The expanding waters are swallowing properties large and small, exquisite and humble. Communities are being displaced. Lake Victoria is on the march.

When nature, aided by our greed, majestically and deliberately gets on with its business, it can be quite something to watch and reflect upon. Of course, sometimes you may tame it. Most times not. If it is not water submerging land, it is earthquakes and tornadoes and bush fires causing havoc.

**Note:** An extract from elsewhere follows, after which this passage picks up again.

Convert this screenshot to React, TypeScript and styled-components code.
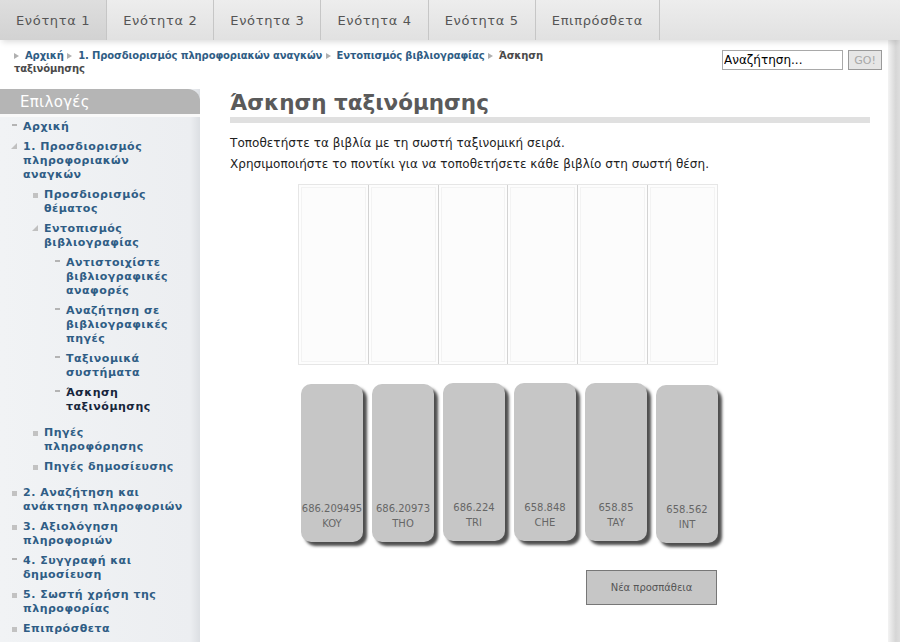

Soon we may have an asteroid slamming into Earth. Oh, the other day National Geographic was telling us that a fourth super volcanic eruption in the Yellowstone National Park in the United States could cause prolonged winter around the world with crops failing and people starving to death — or some such apocalyptic thing.

But let’s focus on water. More than 70 per cent of our planet is made up of water.
This fact prompted the writer Bill Bryson to quip that the name Earth for our planet is a misnomer. It should be called Water. And your body? Some 60 per cent of it is water.

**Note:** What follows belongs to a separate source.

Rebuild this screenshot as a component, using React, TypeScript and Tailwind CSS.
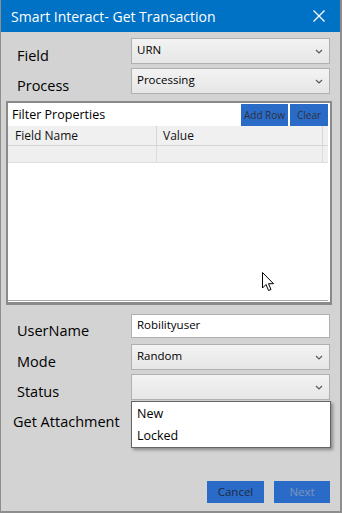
import React from 'react';

const Chevron = () => (
  <svg width="8" height="5" viewBox="0 0 8 5" className="shrink-0">
    <polyline points="1,1 4,4 7,1" fill="none" stroke="#5a5a5a" strokeWidth="1.2" />
  </svg>
);

const Combo = ({ value }: { value?: string }) => (
  <div className="w-[199px] h-[26px] border border-[#b0b0b0] bg-linear-to-b from-[#f3f3f3] to-[#e6e6e6] flex items-center justify-between pl-[5px] pr-[6px] pb-[3px]">
    <span className="text-[11.5px] text-black">{value}</span>
    <span className="pt-[3px]"><Chevron /></span>
  </div>
);

const FormRow = ({ label, children, indent = 'pl-[16px]', mt }: { label: string; children?: React.ReactNode; indent?: string; mt: string }) => (
  <div className={`flex ${mt}`}>
    <div className={`w-[130px] h-[26px] ${indent} pt-[9px] flex items-center text-[14.5px] text-black`}>{label}</div>
    {children}
  </div>
);

const App = () => {
  return (
    <div
      className="w-[342px] h-[513px] bg-[#d3d3d3] border-l border-r-2 border-b-2 border-[#8e8e8e] flex flex-col relative overflow-hidden"
      style={{ fontFamily: '"Open Sans", "Noto Sans", sans-serif' }}
    >
      {/* title bar */}
      <div className="h-[32px] shrink-0 bg-[#0072c6] flex items-center justify-between pl-[10px] pr-[15px]">
        <span className="text-white text-[14px]">Smart Interact- Get Transaction</span>
        <svg width="12" height="12" viewBox="0 0 12 12">
          <path d="M0.5 0.5 L11.5 11.5 M11.5 0.5 L0.5 11.5" stroke="#fff" strokeWidth="1.3" />
        </svg>
      </div>

      <FormRow label="Field" mt="mt-[6px]">
        <Combo value="URN" />
      </FormRow>
      <FormRow label="Process" mt="mt-[4px]">
        <Combo value="Processing" />
      </FormRow>

      {/* filter properties group */}
      <div className="mt-[7px] ml-[5px] w-[326px] h-[204px] border-2 border-b-[3px] border-[#8a8a8a] bg-white flex flex-col">
        <div className="h-[23px] flex items-stretch pt-[1px] pr-[2px]">
          <div className="flex-1 pl-[4px] flex items-center text-[12.5px] text-black">Filter Properties</div>
          <div className="w-[47px] bg-[#2b6bc8] flex items-center justify-center pt-[1px] text-[10px] text-[#2d3138]">Add Row</div>
          <div className="w-[38px] ml-[2px] bg-[#2b6bc8] flex items-center justify-center pt-[1px] text-[10px] text-[#2d3138]">Clear</div>
        </div>
        <div className="flex-1 mr-[2px] mb-[1px] border-b border-[#a8a8a8] flex flex-col">
          <div className="h-[20px] flex bg-[#f0f0f0] border-b border-[#d6d6d6] text-[12px] text-[#111]">
            <div className="w-[149px] pl-[7px] pt-[1px] flex items-center border-r border-[#d6d6d6]">Field Name</div>
            <div className="w-[166px] pl-[6px] pt-[1px] flex items-center border-r border-[#d6d6d6]">Value</div>
            <div className="flex-1" />
          </div>
          <div className="h-[17px] flex bg-[#efefef] border-b border-[#dedede]">
            <div className="w-[149px] border-r border-[#dcdcdc]" />
            <div className="w-[166px] border-r border-[#dcdcdc]" />
            <div className="flex-1" />
          </div>
        </div>
      </div>

      <div className="flex mt-[9px]">
        <div className="w-[130px] h-[24px] pl-[16px] pt-[9px] flex items-center text-[14.5px] text-black">UserName</div>
        <div className="w-[199px] h-[24px] bg-white border border-[#b0b0b0] pl-[5px] pb-[3px] flex items-center text-[11.5px] text-black">Robilityuser</div>
      </div>
      <FormRow label="Mode" mt="mt-[6px]">
        <Combo value="Random" />
      </FormRow>
      <FormRow label="Status" mt="mt-[4px]">
        <Combo />
      </FormRow>
      <FormRow label="Get Attachment" indent="pl-[12px]" mt="mt-[4px]" />

      <div className="mt-auto mb-[8px] pr-[10px] flex justify-end gap-[10px]">
        <div className="w-[57px] h-[22px] bg-[#2b6bc8] flex items-center justify-center text-[11.5px] text-[#1e2a40]">Cancel</div>
        <div className="w-[56px] h-[22px] bg-[#2b6bc8] flex items-center justify-center text-[11.5px] text-[#7d95bd]">Next</div>
      </div>

      {/* open status dropdown */}
      <div className="absolute left-[130px] top-[401px] w-[200px] h-[47px] bg-white border border-[#646464] shadow-[2px_2px_3px_rgba(0,0,0,0.35)] flex flex-col pl-[5px] pt-[2px] text-[12.5px] text-black">
        <div className="h-[22px] flex items-center">New</div>
        <div className="h-[22px] flex items-center">Locked</div>
      </div>

      {/* mouse cursor */}
      <svg className="absolute left-[261px] top-[272px]" width="13" height="21" viewBox="0 0 13 21">
        <path d="M0.5 0.5 L0.5 16 L4 12.5 L6.5 18.5 L9 17.5 L6.5 11.7 L11.5 11.7 Z" fill="#fff" stroke="#000" strokeWidth="1" strokeLinejoin="miter" />
      </svg>
    </div>
  );
};

export default App;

To relax the weight on the Victoria and to ensure the hydropower stations in Jinja work okay, the electricity generators have been releasing ever-increasing volumes of water into the Nile.

As would be expected, the massive wetland system surrounding the finger-like Lake Kyoga have sunk. Plus more.

Someone I know growing crops on the edge of the Kyoga swamps in Kayunga has paid dearly. Acres of ready-to-harvest tomato crop were submerged. At 100 per cent, the loss was neat and teary.

Back in Kampala, anyone with any sense has bemoaned the abuse of the swamps and the entire natural system that feeds Lake Victoria from the city and surrounding areas.

Floods from the usual rain and occasional cholera outbreaks never taught anyone lessons. Apart from building fwaa, sand-mining is now one of the busy businesses in the city swamps. Before we knew it, Ggaba Road had been cut off between Kansanga and Bunga-Ssoya.

The warnings have been there. But corruption and inexplicable government negligence have overseen the abuse.
I am still not sure why Kampala cannot be run like a city. Politics does not seem to explain it.

Why has President Museveni’s government neglected Kampala for nearly four decades? How is this possible?

The results are clear, no matter. A rising Victoria is teaching us the lesson we chose to ignore. If the government ever gets interested, this is the time to ensure the territory claimed by the lake is never touched again by human activity except in the service of conservation.

The abuse of the Victoria shores is annoying in the extreme. How can anyone be allowed to build anything that kills the view of the lake from the road between the Old Airport area to Protea Entebbe? We have a right as the public to enjoy unfettered view of the lake, which is not private property.

No one should build within 200 metres, or even more, of the lake shores. The good thing is that if politics comes in the way of enforcement, we can always trust Lake Victoria to do the right thing.

Bernard Tabaire is a media trainer and commentator on public affairs based in Kampala.